### Exercise description
Give only the number of lines that hold the word "TypeScript".

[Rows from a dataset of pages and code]
○ ○ ○ ○ ○ ○ ○

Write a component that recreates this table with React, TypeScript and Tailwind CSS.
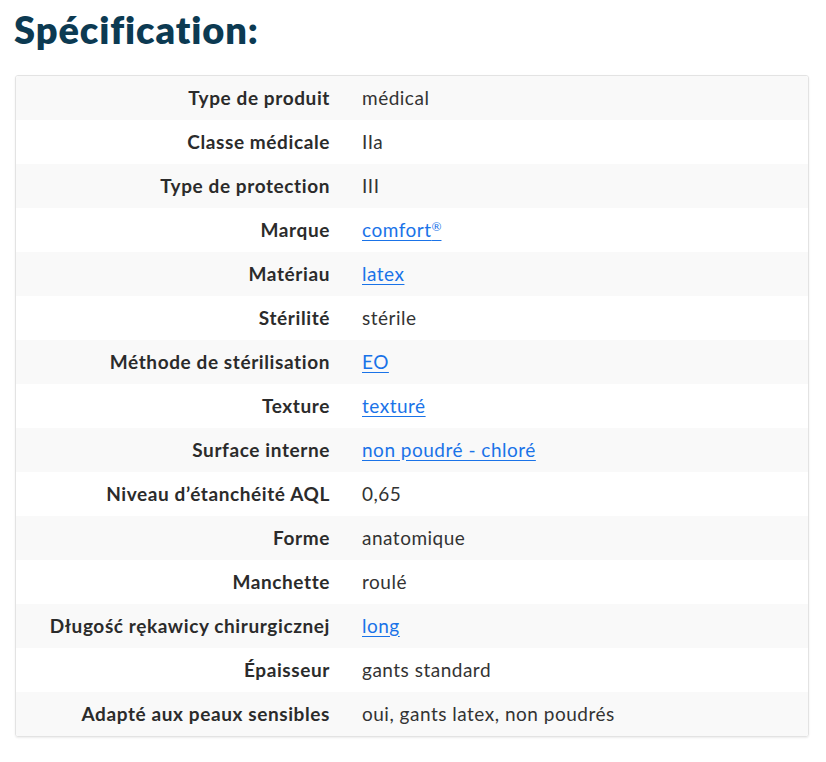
import React from 'react';

type Row = { label: string; value: string; link?: boolean; sup?: string };

const rows: Row[] = [
  { label: 'Type de produit', value: 'médical' },
  { label: 'Classe médicale', value: 'IIa' },
  { label: 'Type de protection', value: 'III' },
  { label: 'Marque', value: 'comfort', sup: '®', link: true },
  { label: 'Matériau', value: 'latex', link: true },
  { label: 'Stérilité', value: 'stérile' },
  { label: 'Méthode de stérilisation', value: 'EO', link: true },
  { label: 'Texture', value: 'texturé', link: true },
  { label: 'Surface interne', value: 'non poudré - chloré', link: true },
  { label: 'Niveau d’étanchéité AQL', value: '0,65' },
  { label: 'Forme', value: 'anatomique' },
  { label: 'Manchette', value: 'roulé' },
  { label: 'Długość rękawicy chirurgicznej', value: 'long', link: true },
  { label: 'Épaisseur', value: 'gants standard' },
  { label: 'Adapté aux peaux sensibles', value: 'oui, gants latex, non poudrés' },
];

export default function App() {
  return (
    <div className="min-h-[762px] bg-white px-[14px] pt-[6px] font-['Lato',sans-serif] text-[#333]">
      <h2 className="text-[38px] font-extrabold leading-[46px] tracking-[0.9px] text-[#0c3a52]">Spécification:</h2>
      <div className="ml-px mt-[23px] w-[794px] rounded-[3px] border border-[#e3e3e3] shadow-[0_1px_2px_rgba(0,0,0,0.08)] overflow-hidden">
        {rows.map((r, i) => (
          <div key={r.label} className={`flex h-[44px] items-center text-[19px] ${i % 2 === 0 ? 'bg-[#f9f9f9]' : 'bg-white'}`}>
            <div className="w-[330px] shrink-0 pr-[16px] text-right font-bold tracking-[0.6px] text-[#2b2b2b]">{r.label}</div>
            <div className="pl-[16px] tracking-[0.5px]">
              {r.link ? (
                <a href="#" className="text-[#1a73e8] underline underline-offset-[3px]">
                  {r.value}
                  {r.sup && <sup className="text-[12px] tracking-normal">{r.sup}</sup>}
                </a>
              ) : (
                <span>{r.value}</span>
              )}
            </div>
          </div>
        ))}
      </div>
    </div>
  );
}
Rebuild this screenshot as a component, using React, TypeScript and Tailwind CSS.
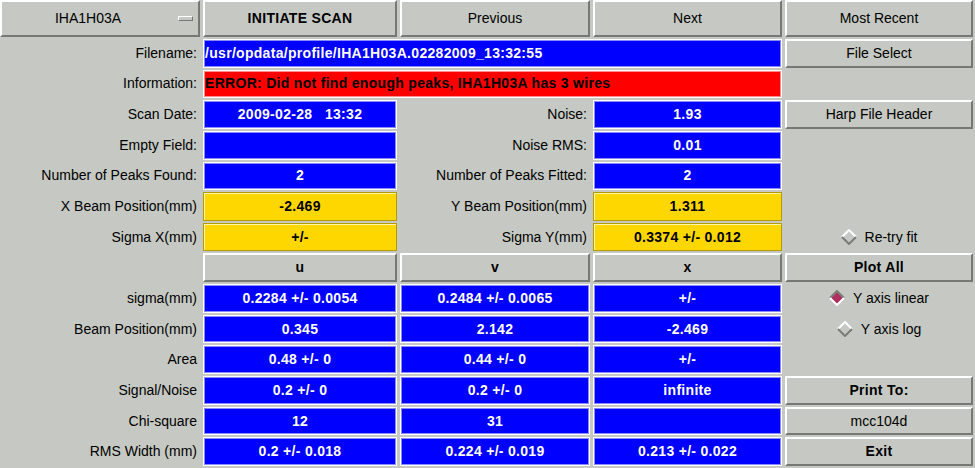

○ ○ ○ ○ ○ ○ ○

### Expected answer
2